But it will take more than unbridled optimism to grow the economy. Indulging a game of musical chairs, in which committee members are moved around as seemed to have happened with Senator Aubyn Hill being named the new executive director of the EGC, may give the impression of things being done. But at this point people are only interested in results. In the name of transparency, does this appointment come with an emolument and other perquisites? What new initiatives will Hill bring to the table to ensure that the Jamaican people consider themselves integral and not peripheral to the growth prospects of this country? One gets the distinct impression that the vast majority has not bought into the work that the EGC does.

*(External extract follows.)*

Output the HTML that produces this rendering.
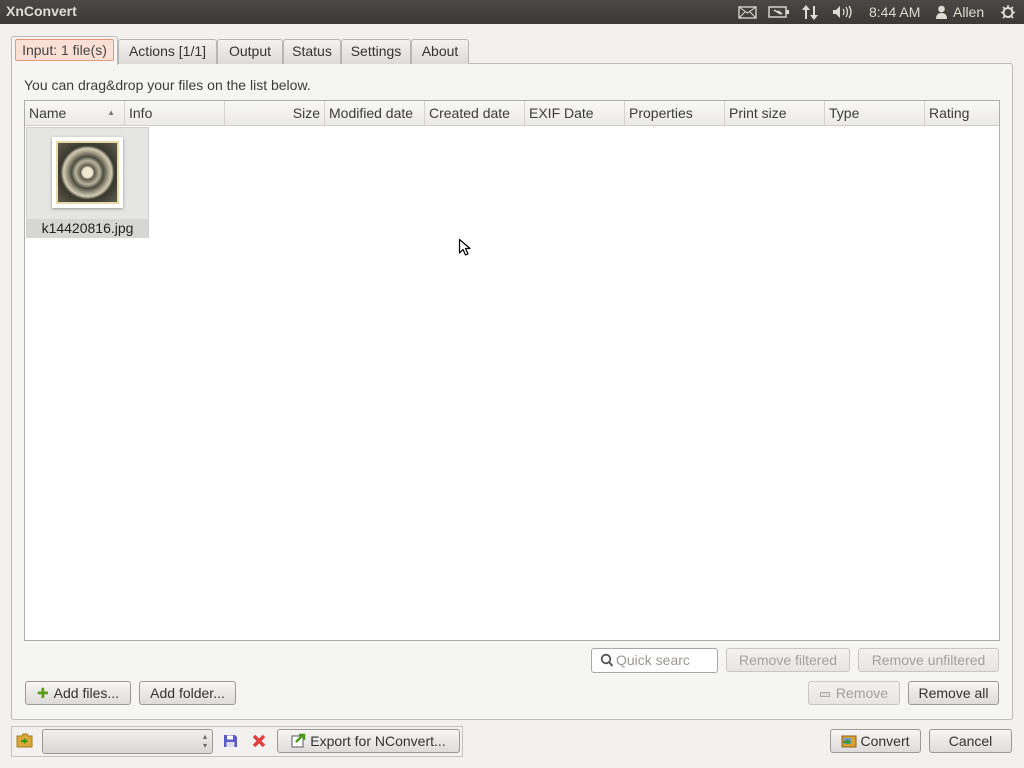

Yes, there have been high-profile meetings and presentations, but the enthusiasm that should attend such efforts by the people who are the ultimate stakeholders is just not there. If I am wrong in this assessment I would be happy to be proven so, because then there could really be some hope that we are on the right track. But I do not feel it, and I do not believe the large majority does. If my fears are not just a bovine heap then we are really whistling past the cemetery here. Trickle-down theories of growth from massive projects may titillate the intellect, but they add no real value to the orderly pattern of growth that one would like to strive for and which has to come essentially from the micro sectors of the economy.

Still another demon that persists with us is crime, and particularly murders. The year 2017 ended with the second-largest murder rate ever recorded in the country. At last count, the murder statistics stood at 1,608 people, most of these by the gun. Jamaica continues to be a lavish host to the gun demon, and it is clear that this is not one that will be exorcised any time soon. It is easy to blame the politicians and the politics of the day for where we are as a leading criminal jurisdiction not involved in a civil war. But we also need to look at crime in terms of the personal culpability of those who commit them and those who give succour to them. Crimes are committed by people who benefit from their dastardly deeds; by people who resolve that greed and the accumulation of material things and power are the things that best define them as individuals; that the best way to live is by a code that says that life is all about them and others be damned.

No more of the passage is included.